You can tell from my verb tenses that I opted for the cheap way, (4), which was the one I felt most secure in doing on my own. The product line I opted for was from The Rot Doctor, which my staff of advisors thought looked promising—maybe not what they'd use for “museum quality restoration,” but way better than the standard stuff you get at general hardware stores. As I’m just fixing a back porch door that nobody ever sees, here, and not restoring, say, a Shaker built-in, it seems appropriate. The company’s customer service was very helpful on the phone, patiently answering my good questions and my idiotic ones.

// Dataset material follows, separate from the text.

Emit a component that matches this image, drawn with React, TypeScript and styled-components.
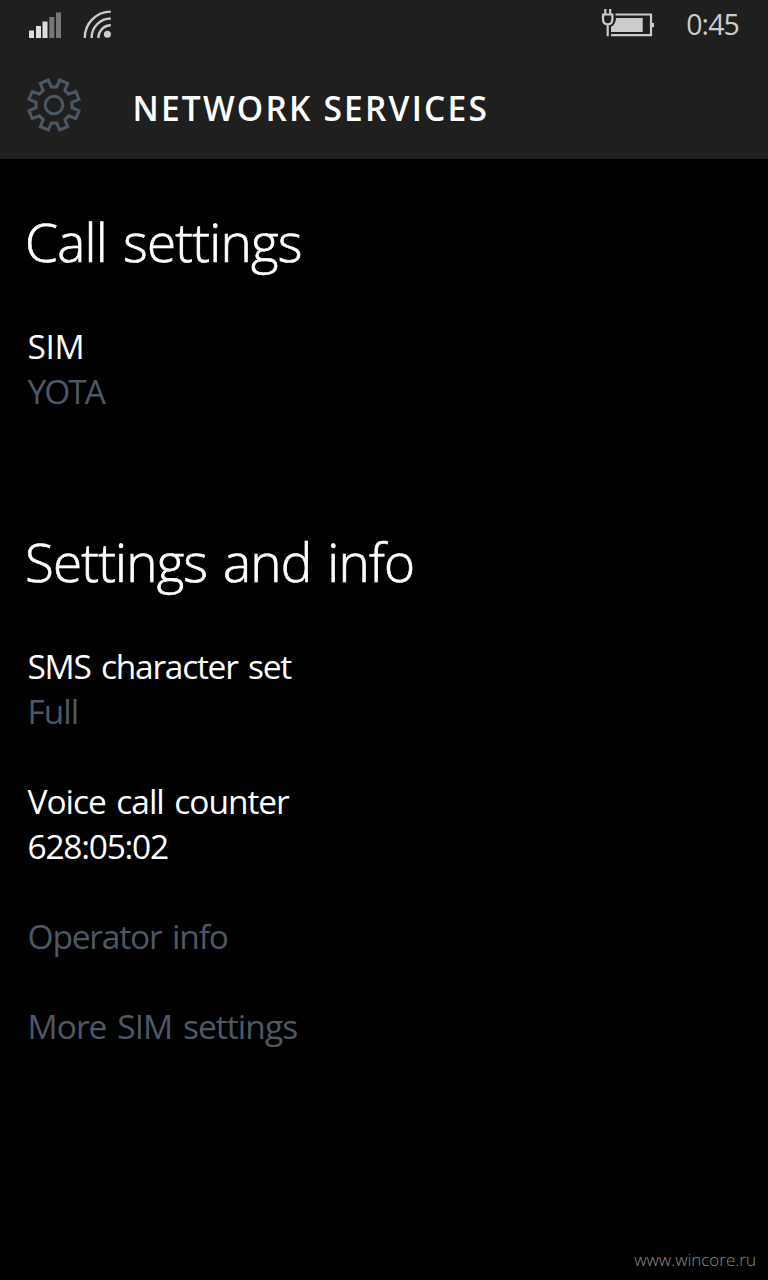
import React from "react";
import styled, { createGlobalStyle } from "styled-components";

const GlobalStyle = createGlobalStyle`
  body { margin: 0; background: #000; }
  * { box-sizing: border-box; }
`;

const Screen = styled.div`
  display: flex;
  flex-direction: column;
  width: 768px;
  height: 1280px;
  background: #000;
  color: #fff;
  font-family: "Open Sans", "Noto Sans", sans-serif;
  overflow: hidden;
`;

const StatusBar = styled.div`
  display: flex;
  align-items: center;
  justify-content: space-between;
  height: 50px;
  padding: 0 29px 0 28px;
  background: #1f1f1f;
`;

const StatusGroup = styled.div<{ $gap: number }>`
  display: flex;
  align-items: center;
  gap: ${(p) => p.$gap}px;
`;

const Clock = styled.span`
  color: #ccc;
  font-size: 28.5px;
  line-height: 48px;
  letter-spacing: -0.9px;
  padding-bottom: 2px;
  white-space: nowrap;
`;

const Header = styled.header`
  display: flex;
  align-items: flex-start;
  gap: 48.5px;
  height: 109px;
  padding: 25px 24px 0;
  background: #1f1f1f;
`;

const GearIcon = styled.svg`
  display: block;
  flex: none;
`;

const Title = styled.h1`
  margin: 10px 0 0;
  font-size: 33.5px;
  font-weight: 600;
  line-height: 46px;
  letter-spacing: 2.2px;
  white-space: nowrap;
`;

const Content = styled.main`
  display: flex;
  flex-direction: column;
  flex: 1;
  padding: 47px 24px 0;
`;

const Section = styled.section`
  display: flex;
  flex-direction: column;
  height: 320px;
`;

const Heading = styled.h2<{ $spacing: number }>`
  margin: 0 0 46px;
  padding-left: 1px;
  font-size: 53px;
  font-weight: 300;
  line-height: 72px;
  letter-spacing: ${(p) => p.$spacing}px;
  word-spacing: 3px;
  -webkit-text-stroke: 0.7px currentColor;
  white-space: nowrap;
`;

const Setting = styled.div`
  margin: 0 0 45px 3.5px;
`;

const Line = styled.div<{ $muted?: boolean; $spacing: number }>`
  width: max-content;
  font-size: 33.5px;
  line-height: 45px;
  color: ${(p) => (p.$muted ? "#4c5866" : "#fff")};
  letter-spacing: ${(p) => p.$spacing}px;
  word-spacing: 3px;
  white-space: nowrap;
`;

const Footer = styled.footer`
  display: flex;
  justify-content: flex-end;
  height: 40px;
  padding: 8px 12px 0 0;
  color: #8a8a8a;
  font-size: 17px;
  font-weight: 300;
  line-height: 24px;
`;

const gearPoints = Array.from({ length: 8 }, (_, i) => {
  const a = (i * Math.PI) / 4;
  const b = a + Math.PI / 4;
  const turn = (x: number, y: number, t: number) =>
    `${(30 + x * Math.cos(t) - y * Math.sin(t)).toFixed(2)},${(30 + x * Math.sin(t) + y * Math.cos(t)).toFixed(2)}`;
  return [turn(-2.7, -18, a), turn(2.7, -18, a), turn(5.7, -25, a), turn(-5.7, -25, b)].join(" ");
}).join(" ");

const Gear = () => (
  <GearIcon width="60" height="60" viewBox="0 0 60 60" fill="none" stroke="#4c5866" strokeWidth="3">
    <polygon points={gearPoints} />
    <circle cx="30" cy="30" r="8.8" />
  </GearIcon>
);

const Signal = () => (
  <svg width="34" height="50" viewBox="28 0 34 50" fill="#ddd">
    <rect x="29" y="30.5" width="5" height="7.5" />
    <rect x="36" y="26" width="5" height="12" />
    <rect x="42.5" y="21.5" width="5" height="16.5" />
    <g fill="#777">
      <rect x="49.3" y="17" width="5" height="21" />
      <rect x="56" y="12.5" width="5" height="25.5" />
    </g>
  </svg>
);

const Wifi = () => (
  <svg width="30" height="50" viewBox="82 0 30 50" fill="none" stroke="#ccc" strokeWidth="2.4">
    <path d="M84.8 38A26 26 0 0 1 110.8 11.6" />
    <path d="M91.6 38A19.2 19.2 0 0 1 110.8 18.5" />
    <path d="M98.4 38A12.6 12.6 0 0 1 110.8 25.3" />
    <circle cx="107.4" cy="34.2" r="3.5" fill="#ccc" stroke="none" />
  </svg>
);

const Battery = () => (
  <svg width="54" height="50" viewBox="601 0 54 50" fill="none" stroke="#ccc" strokeWidth="2.2">
    <path d="M615.5 14.5H651V35.2H611" />
    <path d="M651.5 23H654V27.2H651.5Z" fill="#ccc" stroke="none" />
    <path d="M616 18H642.7V32H611V26.8Q615.8 24.5 616 18Z" fill="#ccc" stroke="none" />
    <path d="M605.3 9V14M610.2 9V14M602 14.5H613.4M603 14.5V19Q603 24.3 607.7 24.3Q612.4 24.3 612.4 19V14.5M607.7 24V36.3" />
  </svg>
);

export default function App() {
  return (
    <Screen>
      <GlobalStyle />
      <StatusBar>
        <StatusGroup $gap={20}>
          <Signal />
          <Wifi />
        </StatusGroup>
        <StatusGroup $gap={31.5}>
          <Battery />
          <Clock>0:45</Clock>
        </StatusGroup>
      </StatusBar>
      <Header>
        <Gear />
        <Title>NETWORK SERVICES</Title>
      </Header>
      <Content>
        <Section>
          <Heading $spacing={-0.75}>Call settings</Heading>
          <Setting>
            <Line $spacing={-0.4}>SIM</Line>
            <Line $muted $spacing={-2}>YOTA</Line>
          </Setting>
        </Section>
        <Section>
          <Heading $spacing={-0.85}>Settings and info</Heading>
          <Setting>
            <Line $spacing={-1.27}>SMS character set</Line>
            <Line $muted $spacing={-1}>Full</Line>
          </Setting>
          <Setting>
            <Line $spacing={-1.05}>Voice call counter</Line>
            <Line $spacing={-1.25}>628:05:02</Line>
          </Setting>
          <Setting>
            <Line $muted $spacing={-1.18}>Operator info</Line>
          </Setting>
          <Setting>
            <Line $muted $spacing={-0.95}>More SIM settings</Line>
          </Setting>
        </Section>
      </Content>
      <Footer>www.wincore.ru</Footer>
    </Screen>
  );
}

It was a multiphase process.
- Hardening the rotted wood. I have to say, this was a really fun dimension to it, as I was a bit surprised that wood in this condition could be saved. But after brushing on this product (until the wood soaked through) and letting it dry, the soft crumbly wood was hard again, like it was brought back from the dead. Here’s what it looked like after I’d cleaned it up and applied the wood hardener.
- Gluing the pieces together, with an epoxy glue mixed with fine sawdust.
- Filling the gaps with an epoxy filler.
Then, sanding and painting. Installed, that corner now looks like this:
It seems solid. If I had a bit more time, and many fewer life projects, I think I could have made it look better, with another round or two of more filler and more sanding. If you look closely, you can tell where the repair was made. But at a glance, it is fine, and the historic door is back in place, with a relatively low investment.
Critics can say that it would look better and probably last longer to take the door apart, replace what’s bad about it with the same type of wood, join it up nicely, and so on, but I think this approach is okay as a first hack, by a relatively low-competency woodworker. If it fails, maybe I’ll have it addressed by someone who actually knows what they are doing, but I’m encouraged at how this turned out.